The film's most glaring problem is its horror show theatrics. The problem isn't the theatrics themselves, however, but their lack of consistency and thematic unity. Let's take a gander at one of the film's superior antecedents: Repulsion. That film has similar horror movie scares and haunted house tricks, but they all spring from two rich and relevant thematic wells: the flat she inhabits and her fear of male sexuality. They are clear manifestations of her neuroses and as such they give depth to her characterization and expression to her fears (by sharing them with the audience).
Black Swan fails to harmonize its scares with its character's psychosis, or with the thematic thrust of the film. In some cases it succeeds: for instance, the (very real) cringe-inducing injuries brought on by dance and their body-horror exaggerations (tearing the skin off her finger). If the film centered around this body horror and grounded its hallucinations in that pain, it may have managed something more cohesive. If she is so sexually repressed, why do none of her hallucinations incorporate this anxiety effectively?

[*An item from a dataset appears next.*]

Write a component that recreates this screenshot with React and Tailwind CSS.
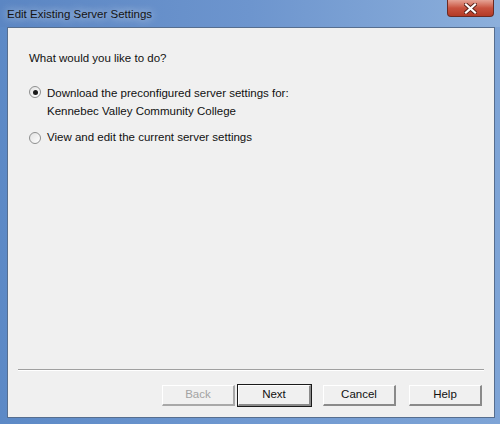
export default function App() {
  const font = { fontFamily: '"Liberation Sans", Arial, sans-serif' };

  const Radio = ({ checked }) => (
    <span className="relative flex h-[12px] w-[12px] shrink-0 items-center justify-center rounded-full border border-[#8e8f8f] bg-gradient-to-br from-[#e2e2e2] to-[#ffffff]">
      {checked && <span className="h-[5px] w-[5px] rounded-full bg-[#1a1a1a]" />}
    </span>
  );

  const Button = ({ label, disabled, isDefault }) => (
    <div
      className={`flex h-[23px] w-[75px] items-center justify-center text-[11.5px] ${
        isDefault ? "border border-[#1a1a1a]" : "border border-transparent"
      }`}
    >
      <div
        className={`flex h-full w-full items-center justify-center border-t border-l border-b-2 border-r-2 bg-[#f0f0f0] ${
          disabled
            ? "border-t-white border-l-white border-b-[#a8a8a8] border-r-[#a8a8a8] text-[#a3a3a3]"
            : "border-t-white border-l-white border-b-[#8a8a8a] border-r-[#8a8a8a] text-[#111]"
        }`}
      >
        {label}
      </div>
    </div>
  );

  return (
    <div
      className="flex h-[424px] w-[500px] flex-col bg-gradient-to-r from-[#5c89c6] via-[#6f98d0] to-[#7ea4d6]"
      style={font}
    >
      {/* title bar */}
      <div className="flex h-[27px] items-start justify-between bg-gradient-to-r from-[#5b86c3] via-[#6d95ce] to-[#8cafdb]">
        <div className="pl-[7px] pt-[6px] text-[11.5px] text-[#141414] [text-shadow:0_0_8px_rgba(255,255,255,0.9)]">
          Edit Existing Server Settings
        </div>
        <div className="mr-[6px] flex h-[17px] w-[47px] items-center justify-center rounded-b-[4px] border border-t-0 border-[#6b2a22] bg-gradient-to-b from-[#e5a396] via-[#c8523f] to-[#b33a26]">
          <svg width="13" height="11" viewBox="0 0 13 11">
            <path d="M2 1.5 L11 9.5 M11 1.5 L2 9.5" stroke="#5a2018" strokeWidth="4" strokeLinecap="square" />
            <path d="M2 1.5 L11 9.5 M11 1.5 L2 9.5" stroke="#ffffff" strokeWidth="2.2" strokeLinecap="square" />
          </svg>
        </div>
      </div>

      {/* client area */}
      <div className="mb-[6px] ml-[7px] mr-[5px] flex flex-1 flex-col border border-[#566e8f] bg-[#f0f0f0]">
        <div className="flex-1 pl-[21px] pt-[22px] text-[11.5px] text-[#111]">
          <div>What would you like to do?</div>

          <div className="mt-[17px] flex items-start gap-[6px]">
            <div className="pt-[2px]">
              <Radio checked />
            </div>
            <div className="leading-[18px]">
              <div>Download the preconfigured server settings for:</div>
              <div>Kennebec Valley Community College</div>
            </div>
          </div>

          <div className="mt-[9px] flex items-center gap-[6px]">
            <Radio />
            <div>View and edit the current server settings</div>
          </div>
        </div>

        <div className="mx-[10px] h-[2px] border-t border-[#a0a0a0] border-b border-b-white" />

        <div className="flex justify-end pb-[10px] pr-[11px] pt-[13px]">
          <div className="mr-[10px] flex gap-[1px]">
            <Button label="Back" disabled />
            <Button label="Next" isDefault />
          </div>
          <div className="mr-[11px]">
            <Button label="Cancel" />
          </div>
          <Button label="Help" />
        </div>
      </div>
    </div>
  );
}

The doppelganger imagery is sound, mainly due to its relation to the original ballet, but the "overcoming herself" stance feels decidedly half-baked and most of the scares elicited from this strain are especially clichéd. Most of the other hallucinations are random, with Aronofsky indulging in any cheap scare he stumbles over -- Ryder stabbing herself in the face and the stupid, stupid, stupid scene where her mother's portraits yell at her, to name just two. And yeah, you can rationalize those, but the connections are paper-thin at best and they don't contribute anything meaningful to our understanding of the character or the film. The first half of the third act only achieves its momentum through sheer accumulation of thrills and in retrospect that whole segment is pretty insubstantial.
- James Mills
- Joined: Mon Dec 06, 2010 11:12 pm
- Location: el ciudad del angeles
Re: Black Swan (Darren Aronofsky, 2010)
I especially agree with these two points, both of which are astutely observed and well articulated.karmajuice wrote:The film's most glaring problem is its horror show theatrics. The problem isn't the theatrics themselves, however, but their lack of consistency and thematic unity. Let's take a gander at one of the film's superior antecedents: Repulsion. That film has similar horror movie scares and haunted house tricks, but they all spring from two rich and relevant thematic wells: the flat she inhabits and her fear of male sexuality. They are clear manifestations of her neuroses and as such they give depth to her characterization and expression to her fears (by sharing them with the audience).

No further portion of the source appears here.